Mancini, who ended City’s trophy drought, got them into the Champions League, and brought the Blues their first league title in decades, was respectful of Pep but shared a view some others have of his former clubs.
“I was lucky enough to experience an exceptional period with City. We won so much and played great football,” Mancio said.
“Now they have Guardiola, who I consider a good coach. But they are struggling a little and there is a reason.
“In Spain, as coach of Barcelona, he had Messi, Iniesta and a phenomenal team. Plus La Liga is always a two-horse race with Real Madrid, the only rival.

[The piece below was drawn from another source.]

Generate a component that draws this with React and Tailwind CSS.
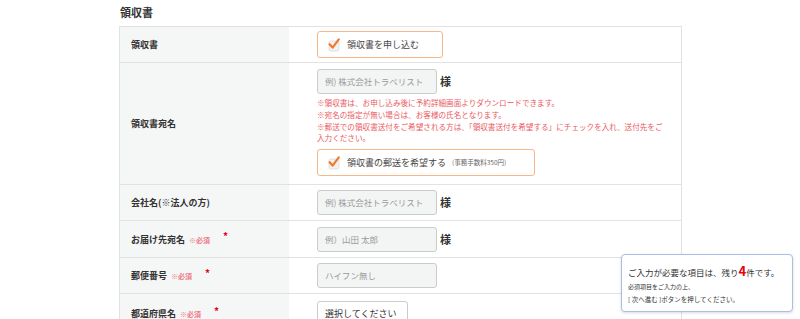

“Then he went to Germany, where Bayern Munich always wins and therefore he did not have a difficult life.
“But, in England, it is a different story because you can have as many as six Premier League clubs who can vie for the title and now there are the problems.
“Still I am a little surprised because I think that from 2012, Manchester City is the strongest.”
Do you agree with Mancini or is this a cliché point of view? Many have argued that Pep had to build that great Barça side, which it is easy to forget, had finished third the season before, 10 points behind Manuel Pellegrini’s Villarreal and 18 points behind champions Real Madrid. And what did Tata Martino do with Messi and Iniesta?
Perhaps the quotes on Bayern have more merit. Over in Germany, Guardiola did have Borussia Dortmund to contend with, but they were a declining force with clubs, including Bayern themselves, raiding their talent pool, and no other club emerged to challenge Bayern’s hegemony.